Con l’aggravante che chi pensa o invita a ritenere possibile che una delle due parti prevalga in modo totale sull’altra, non si fa scrupoli di trasformare non solo Russia e Ucraina in una macelleria a cielo aperto, ma pone le basi perché il rischio di guerra si allarghi all’intero continente europeo.

L’appoggio che l’Europa, gli Stati Uniti e la Nato stanno dando al governo di Kiev – finanziario, umanitario e bellico – è stato negli ultimi 12 mesi sincero, grande e unitario, anche se ovviamente in alcuni momenti si sono confrontate visioni diverse sulle scelte da fare che hanno però trovato sempre un momento di sintesi. Ma se la guerra dovesse continuare a lungo è assai probabile che le diverse sensibilità e visioni del fronte pro Ucraina possano trasformarsi in punti di vista destinati a incrinare l’unità.

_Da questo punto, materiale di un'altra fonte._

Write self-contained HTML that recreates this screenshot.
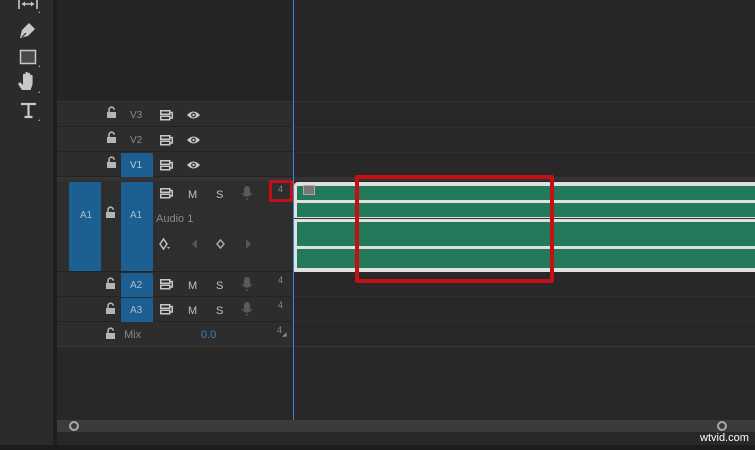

Non è detto infatti che uno o più fondatori dell’Unione europea vogliano seguire sempre e in ogni caso le scelte del più forte degli alleati – gli Stati Uniti – le cui mosse non guardano solo allo scacchiere europeo ma si allargano a quello asiatico e al confronto a distanza con la Cina. E Washington potrebbe non avere problemi a una interminabile guerra di attrito nel cuore dell’Europa essendo lontana migliaia di chilometri e protetta dall’Oceano.
Anche gli interessi (e le sacrosante preoccupazioni) dei Paesi dell’Europa orientale e del Baltico che sono a ridosso dei confini russi potrebbero creare problemi all’alleanza se le loro politiche saranno indirizzate verso un massiccio riarmo accompagnato dalla richiesta di spostare l’arsenale atomico occidentale sempre più verso est. Oggi, almeno per le nazioni che fanno parte della Nato, l’articolo 5 del trattato garantisce il quasi automatico intervento in soccorso di un Paese membro la cui integrità territoriale fosse violata da un aggressore esterno.
I tempi lunghi di una guerra di attrito possono dunque incidere seriamente nei rapporti interni alla alleanza Nato e non è detto che l’unità di interessi resti sempre quella che c’è adesso. Mai dimenticare che negli anni precedenti all’invasione russa dell’Ucraina, l’Occidente nelle sue varie articolazioni politiche e militare non è stato in grado di elaborare una politica capace di far rispettare, ai russi come agli ucraini, gli accordi di Minsk che avevano provato a congelare il conflitto a bassa intensità del Donbass. Così come Stati Uniti, Europa e Nato non sono stati capaci di trovare politiche capaci di impedire, e poi di rendere impossibile, l’invasione russa della Crimea del 2014.
Ovviamente, l’Italia ha vissuto e vivrà questa stagione in prima linea. La sacrosanta decisione di schierarsi al fianco dell’Ucraina, di contribuire per quanto possiamo agli aiuti militari a Kiev, non deve però ostacolare gli sforzi per indicare una strada capace di fermare la guerra e di affermare i valori della pace e della risoluzione dei conflitti attraverso la diplomazia. In questi mesi, il dibattito interno ha però vissuto momenti di bassissimo livello: con le uscite pro Russia di Silvio Berlusconi e della Lega (oltre che di qualche minoritario nostalgico della fu Unione Sovietica), di una parte dell’area pacifista più incline alla soluzione non diamo le armi al premier Zelensky senza dire che ciò porterebbe velocemente i soldati russi a Kiev, con la caccia degli ultrà atlantici ai filorussi con allegate liste di proscrizione senza senso.
Il dibattito, secondo un antico stile italiano, è stato più rivolto agli equilibri politici interni tra i partiti e tra le correnti dei singoli partiti che alla ricerca del modo migliore per affrontare la crisi, fermare i russi e aiutare a trovare un percorso che faccia tacere le armi.